A lastimável Rua da Misericórdia, a primeira rua do Rio:
“A Rua da Misericórdia, ao contrário [da do Ouvidor], com suas hospedarias lôbregas, a miséria, a desgraça das casas velhas e a cair, os corredores bafientos, é perpetuamente lamentável. Foi a primeira rua do Rio. Dela partimos todos nós, nela passaram os vice-reis malandros, os gananciosos, os escravos nus, os senhores em redes; nela vicejou a imundície, nela desabotoou a flor da influência jesuítica.

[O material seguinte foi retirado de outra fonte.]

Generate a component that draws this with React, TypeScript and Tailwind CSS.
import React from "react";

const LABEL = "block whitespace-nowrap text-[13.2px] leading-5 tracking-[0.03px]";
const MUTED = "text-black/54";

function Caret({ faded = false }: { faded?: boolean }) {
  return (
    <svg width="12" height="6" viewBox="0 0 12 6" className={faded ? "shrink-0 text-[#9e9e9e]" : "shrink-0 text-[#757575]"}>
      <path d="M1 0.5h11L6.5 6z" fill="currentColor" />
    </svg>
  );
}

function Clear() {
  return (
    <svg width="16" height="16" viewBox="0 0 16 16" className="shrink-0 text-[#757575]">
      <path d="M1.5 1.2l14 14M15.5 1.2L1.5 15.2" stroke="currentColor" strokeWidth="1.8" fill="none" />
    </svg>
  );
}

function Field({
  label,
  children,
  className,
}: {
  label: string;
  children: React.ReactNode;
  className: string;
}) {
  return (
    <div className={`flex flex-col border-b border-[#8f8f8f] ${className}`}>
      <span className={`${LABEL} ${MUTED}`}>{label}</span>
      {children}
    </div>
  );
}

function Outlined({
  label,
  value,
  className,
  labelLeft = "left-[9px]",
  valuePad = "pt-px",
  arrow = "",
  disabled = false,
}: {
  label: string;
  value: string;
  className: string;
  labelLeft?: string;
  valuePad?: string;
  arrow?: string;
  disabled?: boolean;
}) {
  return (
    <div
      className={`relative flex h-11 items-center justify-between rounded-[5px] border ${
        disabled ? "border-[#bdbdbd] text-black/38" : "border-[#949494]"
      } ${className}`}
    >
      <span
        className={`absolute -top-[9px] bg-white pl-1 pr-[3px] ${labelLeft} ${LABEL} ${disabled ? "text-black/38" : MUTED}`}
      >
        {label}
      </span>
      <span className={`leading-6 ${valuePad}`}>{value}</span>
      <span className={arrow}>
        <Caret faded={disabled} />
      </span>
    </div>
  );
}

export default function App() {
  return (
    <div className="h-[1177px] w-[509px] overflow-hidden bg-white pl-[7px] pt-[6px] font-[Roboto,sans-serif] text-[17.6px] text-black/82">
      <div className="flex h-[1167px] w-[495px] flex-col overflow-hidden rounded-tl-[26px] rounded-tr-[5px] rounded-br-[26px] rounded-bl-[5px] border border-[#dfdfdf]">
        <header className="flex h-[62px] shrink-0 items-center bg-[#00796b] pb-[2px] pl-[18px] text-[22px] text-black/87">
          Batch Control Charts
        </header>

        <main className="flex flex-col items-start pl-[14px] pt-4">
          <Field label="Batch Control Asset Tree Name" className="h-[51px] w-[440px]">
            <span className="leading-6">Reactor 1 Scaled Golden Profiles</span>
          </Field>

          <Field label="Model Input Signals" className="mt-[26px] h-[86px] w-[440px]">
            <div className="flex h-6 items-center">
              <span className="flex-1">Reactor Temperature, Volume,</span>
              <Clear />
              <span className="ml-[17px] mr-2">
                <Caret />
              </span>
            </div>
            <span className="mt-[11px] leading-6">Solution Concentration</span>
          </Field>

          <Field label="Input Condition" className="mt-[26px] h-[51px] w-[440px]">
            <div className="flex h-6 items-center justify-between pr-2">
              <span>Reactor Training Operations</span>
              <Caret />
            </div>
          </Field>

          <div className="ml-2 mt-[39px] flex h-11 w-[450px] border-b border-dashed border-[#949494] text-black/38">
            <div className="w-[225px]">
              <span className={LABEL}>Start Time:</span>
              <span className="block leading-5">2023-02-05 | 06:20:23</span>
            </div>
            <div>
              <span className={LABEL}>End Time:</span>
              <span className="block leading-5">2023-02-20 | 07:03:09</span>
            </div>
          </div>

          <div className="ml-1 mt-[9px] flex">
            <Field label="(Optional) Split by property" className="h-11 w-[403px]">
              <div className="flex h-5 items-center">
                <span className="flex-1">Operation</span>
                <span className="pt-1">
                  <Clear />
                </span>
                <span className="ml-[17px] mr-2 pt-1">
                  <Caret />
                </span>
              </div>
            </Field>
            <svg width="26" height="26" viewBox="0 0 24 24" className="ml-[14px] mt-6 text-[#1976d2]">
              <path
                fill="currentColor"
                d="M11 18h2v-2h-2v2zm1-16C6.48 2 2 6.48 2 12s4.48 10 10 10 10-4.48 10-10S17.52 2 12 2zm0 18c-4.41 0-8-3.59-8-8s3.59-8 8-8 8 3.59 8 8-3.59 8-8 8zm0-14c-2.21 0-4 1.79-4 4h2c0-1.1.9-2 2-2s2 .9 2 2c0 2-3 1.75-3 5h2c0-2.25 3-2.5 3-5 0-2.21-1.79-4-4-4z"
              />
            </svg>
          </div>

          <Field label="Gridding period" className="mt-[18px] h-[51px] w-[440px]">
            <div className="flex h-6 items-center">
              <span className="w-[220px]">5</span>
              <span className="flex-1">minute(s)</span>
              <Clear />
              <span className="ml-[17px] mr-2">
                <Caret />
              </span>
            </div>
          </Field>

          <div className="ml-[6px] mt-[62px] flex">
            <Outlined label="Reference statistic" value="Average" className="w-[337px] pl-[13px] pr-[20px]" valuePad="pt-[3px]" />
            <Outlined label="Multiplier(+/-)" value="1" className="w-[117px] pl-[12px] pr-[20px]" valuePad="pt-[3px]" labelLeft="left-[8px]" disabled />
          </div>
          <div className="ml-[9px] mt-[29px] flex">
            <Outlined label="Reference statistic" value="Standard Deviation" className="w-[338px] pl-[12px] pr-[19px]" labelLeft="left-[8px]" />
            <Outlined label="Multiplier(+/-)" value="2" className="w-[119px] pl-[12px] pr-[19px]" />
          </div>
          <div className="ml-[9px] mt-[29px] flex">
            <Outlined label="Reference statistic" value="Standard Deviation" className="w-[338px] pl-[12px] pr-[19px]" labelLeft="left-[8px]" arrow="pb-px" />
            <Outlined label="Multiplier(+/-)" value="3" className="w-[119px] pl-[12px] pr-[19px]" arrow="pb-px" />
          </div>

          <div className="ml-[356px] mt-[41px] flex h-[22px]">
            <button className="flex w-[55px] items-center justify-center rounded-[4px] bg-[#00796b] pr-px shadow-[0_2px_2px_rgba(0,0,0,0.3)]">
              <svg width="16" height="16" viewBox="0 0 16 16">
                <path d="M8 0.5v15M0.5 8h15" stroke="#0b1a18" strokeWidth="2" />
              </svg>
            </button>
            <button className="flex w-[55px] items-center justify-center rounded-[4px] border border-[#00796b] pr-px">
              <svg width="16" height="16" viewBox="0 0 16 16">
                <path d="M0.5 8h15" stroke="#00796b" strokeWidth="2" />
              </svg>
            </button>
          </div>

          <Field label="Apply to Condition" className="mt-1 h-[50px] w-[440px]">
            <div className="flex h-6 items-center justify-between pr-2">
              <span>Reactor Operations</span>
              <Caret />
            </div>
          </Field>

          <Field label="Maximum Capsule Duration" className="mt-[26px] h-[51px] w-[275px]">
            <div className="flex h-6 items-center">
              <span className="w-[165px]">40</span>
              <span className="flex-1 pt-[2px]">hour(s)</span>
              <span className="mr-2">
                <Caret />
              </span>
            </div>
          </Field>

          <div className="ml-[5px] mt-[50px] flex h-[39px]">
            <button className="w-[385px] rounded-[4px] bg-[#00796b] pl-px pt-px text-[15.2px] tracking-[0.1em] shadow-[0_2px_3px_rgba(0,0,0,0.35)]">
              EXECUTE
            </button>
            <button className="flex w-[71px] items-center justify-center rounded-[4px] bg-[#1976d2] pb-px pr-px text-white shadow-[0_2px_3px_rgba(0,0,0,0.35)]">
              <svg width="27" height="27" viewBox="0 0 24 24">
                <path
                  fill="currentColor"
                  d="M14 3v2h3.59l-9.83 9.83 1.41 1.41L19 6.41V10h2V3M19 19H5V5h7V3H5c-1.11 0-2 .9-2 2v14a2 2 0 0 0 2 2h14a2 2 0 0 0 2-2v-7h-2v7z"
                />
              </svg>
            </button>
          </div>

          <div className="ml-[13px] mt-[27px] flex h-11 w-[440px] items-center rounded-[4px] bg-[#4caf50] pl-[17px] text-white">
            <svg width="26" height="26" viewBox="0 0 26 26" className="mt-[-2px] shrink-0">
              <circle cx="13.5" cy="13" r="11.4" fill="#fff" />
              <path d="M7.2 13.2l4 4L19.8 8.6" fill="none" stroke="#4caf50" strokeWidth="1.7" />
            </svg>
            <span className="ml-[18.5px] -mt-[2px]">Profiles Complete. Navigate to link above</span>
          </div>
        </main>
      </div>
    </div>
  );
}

Índios batidos, negros presos a ferros, domínio ignorante e bestial, o primeiro balbucio da cidade foi um grito de misericórdia, foi um estertor, um ai! tremendo atirado aos céus. Dela brotou a cidade no antigo esplendor do Largo do Paço, dela decorreram, como de um corpo que sangra, os becos humildes e os coalhos de sangue, que são praças, ribeirinhas do mar. Mas, soluço de espancado, primeiro esforço de uma porção de infelizes, ela continuou pelos séculos afora sempre lamentável e tão angustiosa e franca e verdadeira na sua dor que os patriotas lisonjeiros e os governos, ninguém, ninguém se lembrou nunca de lhe tirar das esquinas aquela muda prece, aquele grito de mendiga velha: – Misericórdia!”
João do Rio. A alma encantadora das ruas. Rio de Janeiro: Secretaria Municipal de Cultura, 1995.